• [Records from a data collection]
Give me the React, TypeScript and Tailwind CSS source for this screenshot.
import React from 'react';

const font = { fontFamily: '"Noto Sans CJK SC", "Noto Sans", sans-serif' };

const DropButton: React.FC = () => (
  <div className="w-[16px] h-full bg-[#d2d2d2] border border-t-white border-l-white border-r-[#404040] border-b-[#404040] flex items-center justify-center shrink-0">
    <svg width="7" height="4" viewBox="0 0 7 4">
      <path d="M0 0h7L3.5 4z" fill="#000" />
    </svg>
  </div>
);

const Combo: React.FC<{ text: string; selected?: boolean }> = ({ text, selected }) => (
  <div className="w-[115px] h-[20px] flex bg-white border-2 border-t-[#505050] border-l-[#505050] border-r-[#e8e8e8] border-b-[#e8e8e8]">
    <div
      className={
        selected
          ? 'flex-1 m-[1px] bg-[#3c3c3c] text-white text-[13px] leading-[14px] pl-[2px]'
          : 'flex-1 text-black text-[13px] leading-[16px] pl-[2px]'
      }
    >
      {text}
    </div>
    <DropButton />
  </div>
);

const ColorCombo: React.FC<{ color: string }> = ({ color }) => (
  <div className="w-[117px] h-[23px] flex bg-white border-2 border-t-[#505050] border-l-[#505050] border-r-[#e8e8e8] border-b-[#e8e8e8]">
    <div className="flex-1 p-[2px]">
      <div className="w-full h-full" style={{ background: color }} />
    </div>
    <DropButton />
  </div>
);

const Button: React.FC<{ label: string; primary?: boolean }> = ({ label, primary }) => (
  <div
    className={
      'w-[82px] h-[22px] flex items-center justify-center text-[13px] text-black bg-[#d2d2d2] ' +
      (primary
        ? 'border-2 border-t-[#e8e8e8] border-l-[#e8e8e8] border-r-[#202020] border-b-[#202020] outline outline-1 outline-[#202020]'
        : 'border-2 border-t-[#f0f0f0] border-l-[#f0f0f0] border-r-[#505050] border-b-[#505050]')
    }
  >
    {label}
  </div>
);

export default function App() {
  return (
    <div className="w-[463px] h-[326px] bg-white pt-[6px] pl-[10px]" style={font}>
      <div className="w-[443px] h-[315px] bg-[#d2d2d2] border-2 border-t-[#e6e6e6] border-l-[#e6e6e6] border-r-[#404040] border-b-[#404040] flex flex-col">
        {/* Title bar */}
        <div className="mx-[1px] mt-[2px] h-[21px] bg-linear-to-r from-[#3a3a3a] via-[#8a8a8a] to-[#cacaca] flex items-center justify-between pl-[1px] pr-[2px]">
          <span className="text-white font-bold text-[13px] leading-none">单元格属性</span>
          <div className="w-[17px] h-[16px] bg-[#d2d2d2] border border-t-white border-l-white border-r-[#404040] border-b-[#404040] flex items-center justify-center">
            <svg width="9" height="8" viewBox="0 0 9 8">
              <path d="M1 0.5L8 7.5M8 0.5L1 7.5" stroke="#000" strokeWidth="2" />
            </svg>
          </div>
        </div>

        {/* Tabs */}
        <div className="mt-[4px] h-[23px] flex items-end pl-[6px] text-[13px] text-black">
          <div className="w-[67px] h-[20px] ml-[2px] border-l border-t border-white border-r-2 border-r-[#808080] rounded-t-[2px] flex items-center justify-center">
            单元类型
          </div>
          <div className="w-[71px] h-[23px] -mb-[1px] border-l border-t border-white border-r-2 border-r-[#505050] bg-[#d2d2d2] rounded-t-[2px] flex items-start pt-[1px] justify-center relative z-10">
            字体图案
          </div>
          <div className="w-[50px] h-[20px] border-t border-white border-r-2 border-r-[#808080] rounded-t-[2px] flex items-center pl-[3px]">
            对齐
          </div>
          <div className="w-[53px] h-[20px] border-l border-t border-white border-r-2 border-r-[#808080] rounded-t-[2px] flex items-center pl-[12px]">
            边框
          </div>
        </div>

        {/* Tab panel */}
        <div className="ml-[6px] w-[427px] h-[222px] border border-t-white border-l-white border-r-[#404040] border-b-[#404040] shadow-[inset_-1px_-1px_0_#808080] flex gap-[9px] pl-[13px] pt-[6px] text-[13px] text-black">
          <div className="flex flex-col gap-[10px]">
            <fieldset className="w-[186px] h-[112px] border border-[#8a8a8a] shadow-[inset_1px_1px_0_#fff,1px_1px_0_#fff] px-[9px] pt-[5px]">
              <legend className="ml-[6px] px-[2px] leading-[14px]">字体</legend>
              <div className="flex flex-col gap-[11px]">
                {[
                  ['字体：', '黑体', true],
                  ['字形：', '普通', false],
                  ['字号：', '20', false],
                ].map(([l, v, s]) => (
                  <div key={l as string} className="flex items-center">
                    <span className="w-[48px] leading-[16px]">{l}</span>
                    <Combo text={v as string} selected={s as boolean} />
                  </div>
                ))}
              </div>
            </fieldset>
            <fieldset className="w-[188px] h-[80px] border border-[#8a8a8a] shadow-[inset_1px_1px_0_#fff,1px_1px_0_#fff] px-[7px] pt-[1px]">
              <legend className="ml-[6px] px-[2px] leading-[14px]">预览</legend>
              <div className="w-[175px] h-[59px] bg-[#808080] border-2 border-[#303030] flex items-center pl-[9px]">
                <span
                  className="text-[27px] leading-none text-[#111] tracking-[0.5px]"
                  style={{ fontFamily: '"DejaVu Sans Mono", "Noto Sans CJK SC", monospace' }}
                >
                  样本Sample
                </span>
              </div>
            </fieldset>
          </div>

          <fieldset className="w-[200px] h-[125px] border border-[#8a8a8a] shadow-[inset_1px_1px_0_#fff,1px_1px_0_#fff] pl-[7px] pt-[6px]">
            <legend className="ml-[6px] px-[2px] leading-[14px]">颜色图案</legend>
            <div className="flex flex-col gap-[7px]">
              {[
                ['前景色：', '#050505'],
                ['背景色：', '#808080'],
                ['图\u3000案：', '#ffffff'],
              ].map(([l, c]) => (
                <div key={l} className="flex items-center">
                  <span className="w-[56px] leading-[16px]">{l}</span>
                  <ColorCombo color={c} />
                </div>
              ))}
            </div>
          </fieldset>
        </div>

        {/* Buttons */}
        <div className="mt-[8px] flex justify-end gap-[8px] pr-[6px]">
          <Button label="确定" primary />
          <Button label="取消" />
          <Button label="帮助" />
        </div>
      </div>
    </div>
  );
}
--
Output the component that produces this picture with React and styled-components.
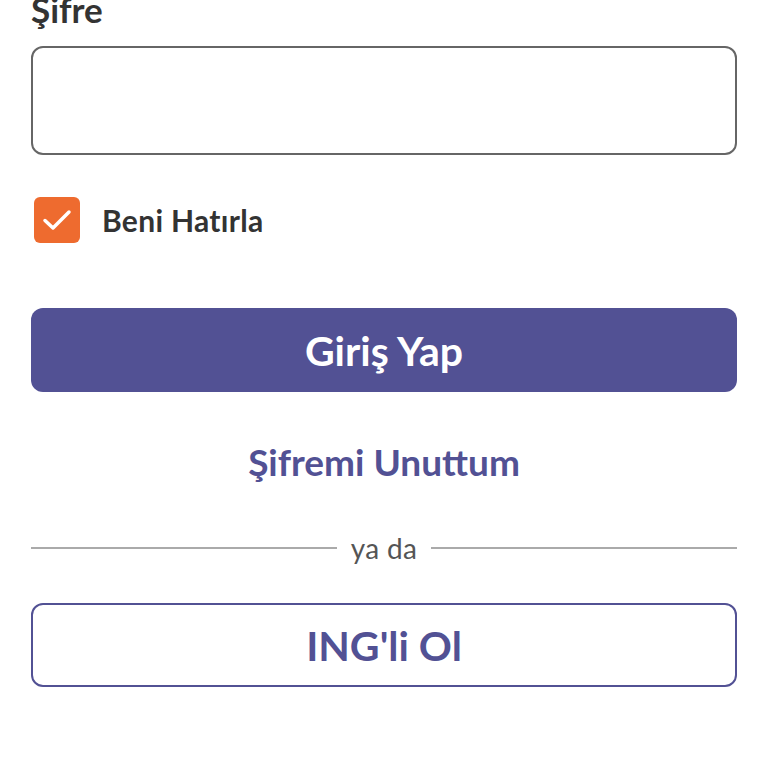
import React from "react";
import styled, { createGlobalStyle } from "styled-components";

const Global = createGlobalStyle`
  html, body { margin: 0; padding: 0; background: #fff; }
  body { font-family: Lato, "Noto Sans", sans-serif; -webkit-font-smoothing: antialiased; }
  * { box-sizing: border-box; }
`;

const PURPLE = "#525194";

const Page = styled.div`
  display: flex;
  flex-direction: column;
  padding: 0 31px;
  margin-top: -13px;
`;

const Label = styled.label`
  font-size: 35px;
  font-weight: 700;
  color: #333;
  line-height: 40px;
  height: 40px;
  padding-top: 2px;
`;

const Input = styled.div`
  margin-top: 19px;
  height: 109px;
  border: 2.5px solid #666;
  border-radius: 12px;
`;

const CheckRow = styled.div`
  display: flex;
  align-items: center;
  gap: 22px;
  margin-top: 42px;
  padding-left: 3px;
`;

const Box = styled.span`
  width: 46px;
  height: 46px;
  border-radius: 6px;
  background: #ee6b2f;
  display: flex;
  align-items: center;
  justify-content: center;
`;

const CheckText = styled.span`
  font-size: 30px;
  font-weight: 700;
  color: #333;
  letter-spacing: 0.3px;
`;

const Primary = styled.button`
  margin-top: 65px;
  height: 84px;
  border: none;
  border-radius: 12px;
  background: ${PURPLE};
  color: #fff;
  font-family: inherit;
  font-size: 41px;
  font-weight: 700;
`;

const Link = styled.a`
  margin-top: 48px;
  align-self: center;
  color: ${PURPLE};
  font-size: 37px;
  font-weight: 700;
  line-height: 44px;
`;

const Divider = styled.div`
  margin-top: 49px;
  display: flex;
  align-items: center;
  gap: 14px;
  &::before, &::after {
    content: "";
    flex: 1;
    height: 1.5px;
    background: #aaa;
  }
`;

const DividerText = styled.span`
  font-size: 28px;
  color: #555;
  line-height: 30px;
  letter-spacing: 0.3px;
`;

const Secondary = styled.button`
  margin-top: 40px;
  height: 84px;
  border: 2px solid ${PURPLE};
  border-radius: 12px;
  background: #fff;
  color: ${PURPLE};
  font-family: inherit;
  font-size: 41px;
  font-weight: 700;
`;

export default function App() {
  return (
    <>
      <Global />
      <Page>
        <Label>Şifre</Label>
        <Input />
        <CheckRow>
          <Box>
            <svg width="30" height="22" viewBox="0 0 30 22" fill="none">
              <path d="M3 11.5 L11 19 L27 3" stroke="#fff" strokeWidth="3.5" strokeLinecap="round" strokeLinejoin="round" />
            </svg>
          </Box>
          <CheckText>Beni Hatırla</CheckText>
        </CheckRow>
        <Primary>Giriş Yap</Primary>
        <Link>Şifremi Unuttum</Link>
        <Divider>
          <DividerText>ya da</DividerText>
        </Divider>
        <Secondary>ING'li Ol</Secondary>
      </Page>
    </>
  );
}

• [What you have to do]
Check every line for "this" and show the ones that have it.

• [Answer for the task]
Give me the React, TypeScript and Tailwind CSS source for this screenshot.
Output the component that produces this picture with React and styled-components.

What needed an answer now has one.